## Begin DATA

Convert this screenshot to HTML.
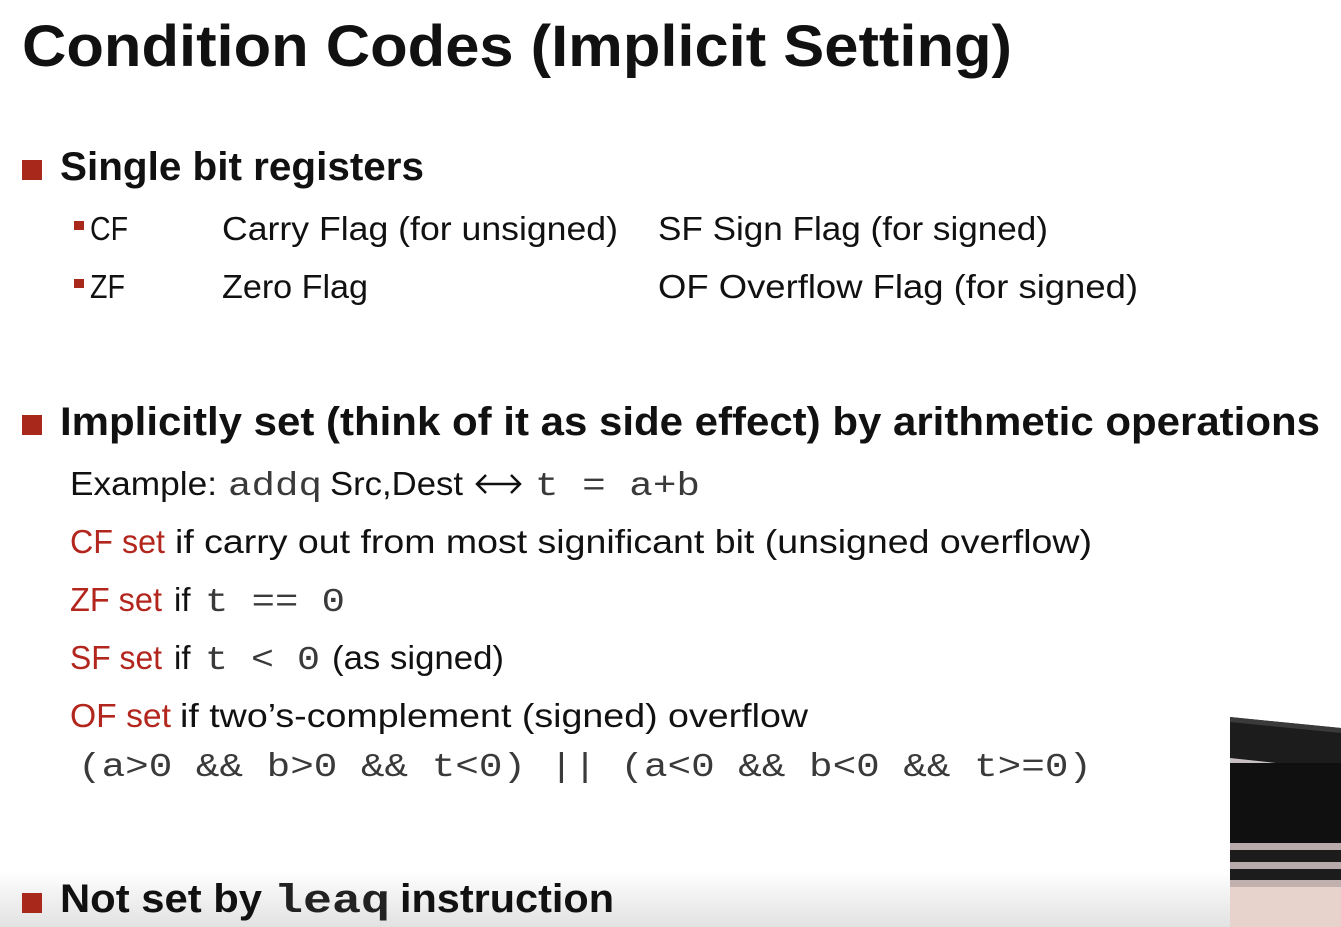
<!DOCTYPE html>
<html><head><meta charset="utf-8"><style>
html,body{margin:0;padding:0;background:#fff;width:1341px;height:927px;overflow:hidden}
svg{display:block}
text{font-family:"Liberation Sans",sans-serif;fill:#111}
.b{font-weight:bold}
.m{font-family:"Liberation Mono",monospace;fill:#3a3a3a}
.r{fill:#b3261e}
</style></head><body>
<svg width="1341" height="927" viewBox="0 0 1341 927" xmlns="http://www.w3.org/2000/svg">
<defs>
<linearGradient id="g" x1="0" y1="0" x2="0" y2="1"><stop offset="0" stop-color="#fff"/><stop offset="1" stop-color="#e2e2e2"/></linearGradient>
</defs>
<rect x="0" y="870" width="1341" height="57" fill="url(#g)"/>
<text class="b" x="22" y="66" font-size="58" textLength="990" lengthAdjust="spacingAndGlyphs">Condition Codes (Implicit Setting)</text>

<rect x="22" y="160" width="20" height="20" fill="#a8281c"/>
<text class="b" x="60" y="180" font-size="40" textLength="364" lengthAdjust="spacingAndGlyphs">Single bit registers</text>
<rect x="74" y="221" width="10" height="9" fill="#a8281c"/>
<text x="90" y="240" font-size="33" textLength="38" lengthAdjust="spacingAndGlyphs">CF</text>
<text x="222" y="240" font-size="33" textLength="396" lengthAdjust="spacingAndGlyphs">Carry Flag (for unsigned)</text>
<text x="658" y="240" font-size="33" textLength="390" lengthAdjust="spacingAndGlyphs">SF  Sign Flag (for signed)</text>
<rect x="74" y="279" width="10" height="9" fill="#a8281c"/>
<text x="90" y="298" font-size="33" textLength="35" lengthAdjust="spacingAndGlyphs">ZF</text>
<text x="222" y="298" font-size="33" textLength="146" lengthAdjust="spacingAndGlyphs">Zero Flag</text>
<text x="658" y="298" font-size="33" textLength="480" lengthAdjust="spacingAndGlyphs">OF  Overflow Flag (for signed)</text>

<rect x="22" y="415" width="20" height="20" fill="#a8281c"/>
<text class="b" x="60" y="435" font-size="40" textLength="1260" lengthAdjust="spacingAndGlyphs">Implicitly set (think of it as side effect) by arithmetic operations</text>

<text x="70" y="495" font-size="33" textLength="147" lengthAdjust="spacingAndGlyphs">Example:</text>
<text class="m" x="228" y="495" font-size="33" textLength="94" lengthAdjust="spacingAndGlyphs">addq</text>
<text x="330" y="495" font-size="33" textLength="133" lengthAdjust="spacingAndGlyphs">Src,Dest</text>
<path d="M478 484 H520 M486 475 L477 484 L486 493 M511 475 L520 484 L511 493" stroke="#111" stroke-width="2.5" fill="none"/>
<text class="m" x="535" y="495" font-size="33" textLength="165" lengthAdjust="spacingAndGlyphs">t = a+b</text>

<text class="r" x="70" y="553" font-size="33" textLength="95" lengthAdjust="spacingAndGlyphs">CF set</text>
<text x="175" y="553" font-size="33" textLength="917" lengthAdjust="spacingAndGlyphs">if carry out from most significant bit (unsigned overflow)</text>

<text class="r" x="70" y="611" font-size="33" textLength="92" lengthAdjust="spacingAndGlyphs">ZF set</text>
<text x="174" y="611" font-size="33">if</text>
<text class="m" x="205" y="611" font-size="33" textLength="140" lengthAdjust="spacingAndGlyphs">t == 0</text>

<text class="r" x="70" y="669" font-size="33" textLength="92" lengthAdjust="spacingAndGlyphs">SF set</text>
<text x="174" y="669" font-size="33">if</text>
<text class="m" x="205" y="669" font-size="33" textLength="115" lengthAdjust="spacingAndGlyphs">t &lt; 0</text>
<text x="332" y="669" font-size="33" textLength="172" lengthAdjust="spacingAndGlyphs">(as signed)</text>

<text class="r" x="70" y="727" font-size="33" textLength="101" lengthAdjust="spacingAndGlyphs">OF set</text>
<text x="180" y="727" font-size="33" textLength="628" lengthAdjust="spacingAndGlyphs">if two’s-complement (signed) overflow</text>
<text class="m" x="78" y="776" font-size="33" textLength="1014" lengthAdjust="spacingAndGlyphs">(a&gt;0 &amp;&amp; b&gt;0 &amp;&amp; t&lt;0) || (a&lt;0 &amp;&amp; b&lt;0 &amp;&amp; t&gt;=0)</text>

<rect x="22" y="893" width="20" height="20" fill="#a8281c"/>
<text class="b" x="60" y="912" font-size="40" textLength="202" lengthAdjust="spacingAndGlyphs">Not set by</text>
<text class="m b" x="274" y="912" font-size="40" textLength="116" lengthAdjust="spacingAndGlyphs" style="fill:#222">leaq</text>
<text class="b" x="400" y="912" font-size="40" textLength="214" lengthAdjust="spacingAndGlyphs">instruction</text>

<g>
<polygon points="1230,717 1341,728 1341,927 1230,927" fill="#1c1c1c"/>
<polygon points="1230,717 1341,728 1341,733 1230,722" fill="#3a3a3a"/>
<polygon points="1230,758 1341,770 1341,776 1230,763" fill="#c8c0c0"/>
<rect x="1230" y="763" width="111" height="80" fill="#101010"/>
<rect x="1230" y="843" width="111" height="7" fill="#b8aaaa"/>
<rect x="1230" y="862" width="111" height="7" fill="#b8aaaa"/>
<rect x="1230" y="880" width="111" height="7" fill="#c0b0ae"/>
<rect x="1230" y="887" width="111" height="40" fill="#e8d2cc"/>
</g>
</svg>
</body></html>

## End DATA

From the first line of the listing above, repeat every line through the one holding "Overflow Flag (for signed)</text>". Both ends count, and pictures stay out.

PROBLEM SOLUTION:
Convert this screenshot to HTML.
<!DOCTYPE html>
<html><head><meta charset="utf-8"><style>
html,body{margin:0;padding:0;background:#fff;width:1341px;height:927px;overflow:hidden}
svg{display:block}
text{font-family:"Liberation Sans",sans-serif;fill:#111}
.b{font-weight:bold}
.m{font-family:"Liberation Mono",monospace;fill:#3a3a3a}
.r{fill:#b3261e}
</style></head><body>
<svg width="1341" height="927" viewBox="0 0 1341 927" xmlns="http://www.w3.org/2000/svg">
<defs>
<linearGradient id="g" x1="0" y1="0" x2="0" y2="1"><stop offset="0" stop-color="#fff"/><stop offset="1" stop-color="#e2e2e2"/></linearGradient>
</defs>
<rect x="0" y="870" width="1341" height="57" fill="url(#g)"/>
<text class="b" x="22" y="66" font-size="58" textLength="990" lengthAdjust="spacingAndGlyphs">Condition Codes (Implicit Setting)</text>

<rect x="22" y="160" width="20" height="20" fill="#a8281c"/>
<text class="b" x="60" y="180" font-size="40" textLength="364" lengthAdjust="spacingAndGlyphs">Single bit registers</text>
<rect x="74" y="221" width="10" height="9" fill="#a8281c"/>
<text x="90" y="240" font-size="33" textLength="38" lengthAdjust="spacingAndGlyphs">CF</text>
<text x="222" y="240" font-size="33" textLength="396" lengthAdjust="spacingAndGlyphs">Carry Flag (for unsigned)</text>
<text x="658" y="240" font-size="33" textLength="390" lengthAdjust="spacingAndGlyphs">SF  Sign Flag (for signed)</text>
<rect x="74" y="279" width="10" height="9" fill="#a8281c"/>
<text x="90" y="298" font-size="33" textLength="35" lengthAdjust="spacingAndGlyphs">ZF</text>
<text x="222" y="298" font-size="33" textLength="146" lengthAdjust="spacingAndGlyphs">Zero Flag</text>
<text x="658" y="298" font-size="33" textLength="480" lengthAdjust="spacingAndGlyphs">OF  Overflow Flag (for signed)</text>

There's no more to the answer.